Safety validation: No services hit GOMEMLIMIT OOM. Memory usage graphs show clear "ceilings" at expected levels, confirming the stability of the approach.

Theoretical validation: This confirms our Sweep article's claim that lazy sweep + proper GOMEMLIMIT tuning provides memory safety without sacrificing performance.

7. Lessons Learned and Insights¶

Insight 1: Pacer Theory Holds True¶

What we learned: - The GC Pacer's formula for trigger point calculation is robust - assistRatio mechanism effectively prevents runaway heap growth - Adaptive GOGC tuning works reliably without manual intervention

Recommendation: Trust the Pacer—don't manually tune GOGC unless you have metrics to validate.

Insight 2: STW is Less Scary Than It Seems¶

What we learned: - Individual STW pauses increased slightly (~10-20%) - But total STW time decreased due to fewer cycles - P99 latency remained stable because STW is brief and predictable

Recommendation: Don't fear larger heaps—focus on total STW time, not individual pause duration.

Insight 3: Memory Utilization is a Lever¶

What we learned: - Increasing memory utilization from 30% to 60-70% significantly reduced GC overhead - GOMEMLIMIT provides necessary safety rail - Most services are over-provisioned on memory

Recommendation: Audit memory utilization across your fleet. Many services can safely increase heap size.

Insight 4: Metrics are Critical¶

What we learned: - Cannot tune what you don't measure - Per-instance metrics (not just per-container) essential for debugging - Need both runtime metrics (go_memstats) and infrastructure metrics (cgroup CPU)

Recommendation: Instrument thoroughly before tuning. Go's runtime metrics are your friend.

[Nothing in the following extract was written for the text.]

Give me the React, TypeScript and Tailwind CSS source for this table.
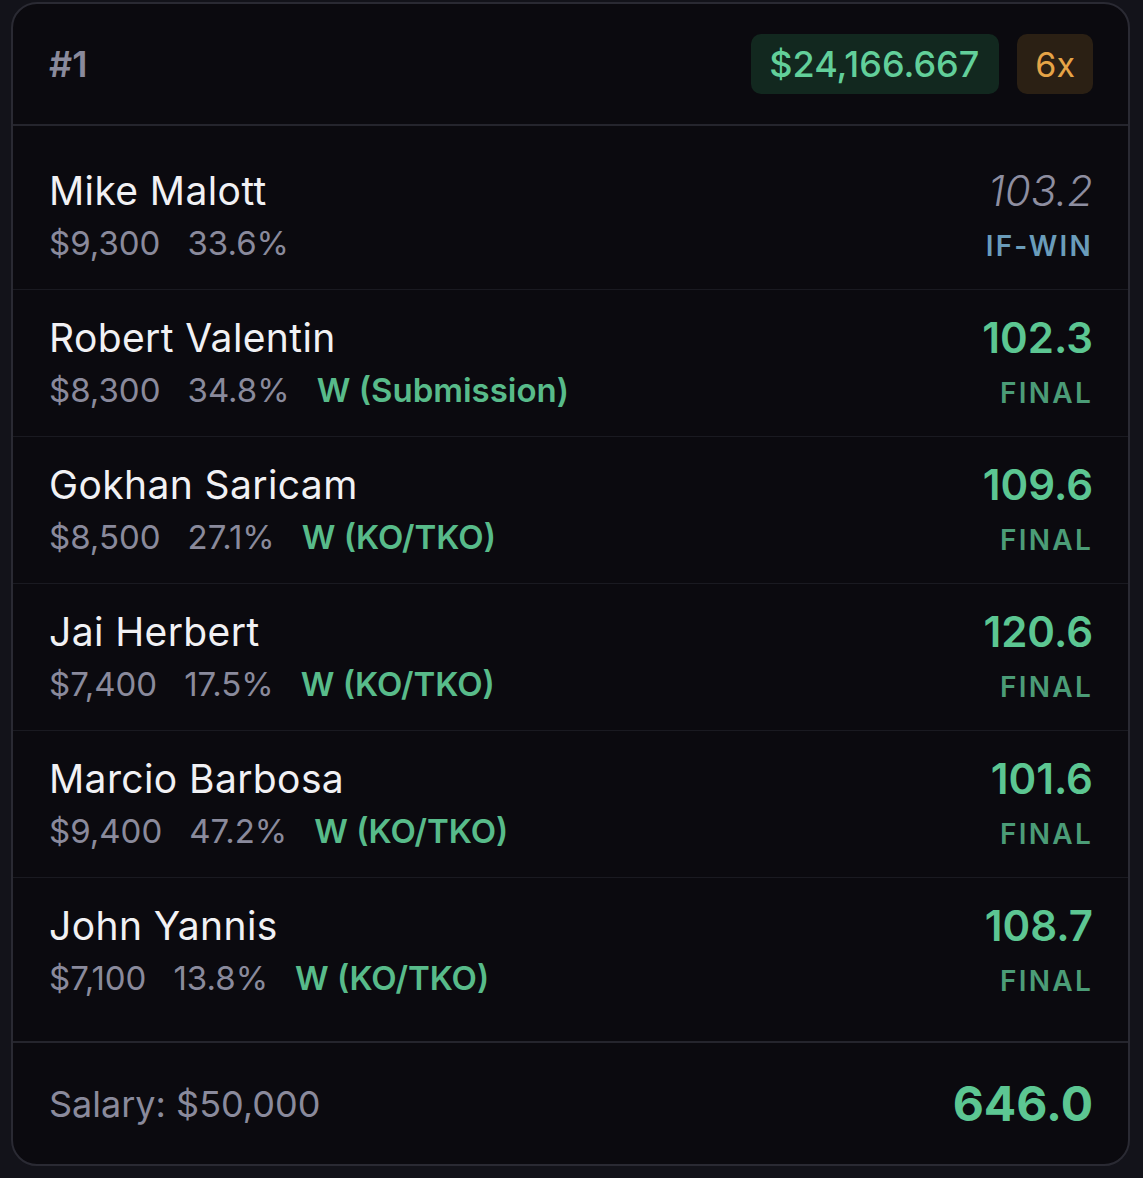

Insight 5: Edge Cases Matter¶

What we learned: - Most services behaved predictably, but edge cases required special handling - Service restarts lose GOGC settings—need persistent configuration - Cold start behavior differs from steady state

8. Theoretical Questions Answered¶

Let's revisit questions from our theoretical articles with production data:

Q1: How large can we safely increase `GOGC`?¶

Theory: Depends on allocation rate and memory headroom.

Practice: We found GOGC values of 150-200 worked well for: - High-allocation services with memory headroom - Bursty workloads with periods of low activity - Services where CPU cost outweighs memory cost

Q2: Does larger heap always mean longer STW?¶

Theory: Yes, per-pause. But total STW may decrease.

Practice: Confirmed. Individual pauses increased ~10-20%, but total STW time decreased due to fewer cycles. P99 latency unaffected.

Q3: How do we know if `GOMEMLIMIT` is set correctly?¶

Theory: Must be above peak live heap.

Practice: We set GOMEMLIMIT at 90% of container limit. No services hit OOM, indicating proper headroom. Memory usage graphs show clear "ceilings" at expected levels.

Q4: What's the relationship between memory utilization and GC CPU cost?¶

Theory: Higher utilization → fewer GC cycles → lower GC overhead (but per-cycle cost higher).

Practice: Confirmed nonlinear relationship. 30% → 60% utilization gave ~15-25% CPU reduction. Beyond 70%, diminishing returns and higher OOM risk.

Q5: How does the Pacer react to sudden traffic spikes?¶

Theory: assistRatio increases → mutators assist → heap growth throttles.

Practice: Observed during campaign start. Transient assistRatio spikes, heap growth rate flattened, memory stabilized. No runaway growth.

9. Recommendations for Practitioners¶

Before Tuning¶

Establish baseline metrics:

# Track these for 2-4 weeks
- go_memstats_gc_cpu_fraction
- go_memstats_next_gc (target heap)
- go_memstats_heap_inuse
- Container CPU and memory
- Application latency (P50/P95/P99)

Identify candidates:
High CPU quota + low memory utilization
High allocation rate (check go_memstats_alloc_bytes)
Stable workload (no frequent OOM)

Calculate limits:

GOMEMLIMIT = container_memory_limit × 0.9  # Conservative
Initial GOGC = max(100, min(200, (memory_headroom / live_heap)))

During Tuning¶

Rollout gradually: Canary → Pilot → Full
Monitor continuously: Set alerts on heap_inuse > GOMEMLIMIT × 0.95
Rollback mechanism: Keep runtime toggle ready for instant revert

After Tuning¶

Validate stability: Monitor for 2-4 weeks
Adjust baseline: Update alert thresholds to new normal
Document learnings: Record what worked per service type

10. Conclusion¶

This project demonstrated that:

GC theory translates to practice: Pacer, sweep, scavenge, and STW behaviors matched our theoretical understanding
Adaptive tuning works: Runtime-based GOGC adjustment is safe and effective
Memory is underutilized: Most services can safely increase heap size
CPU savings are real: 15-25% reduction in GC overhead is achievable

Most importantly: We validated that Go's garbage collector is well-designed. When you understand how it works (from our theoretical articles) and measure carefully (as documented here), you can tune confidently for production workloads.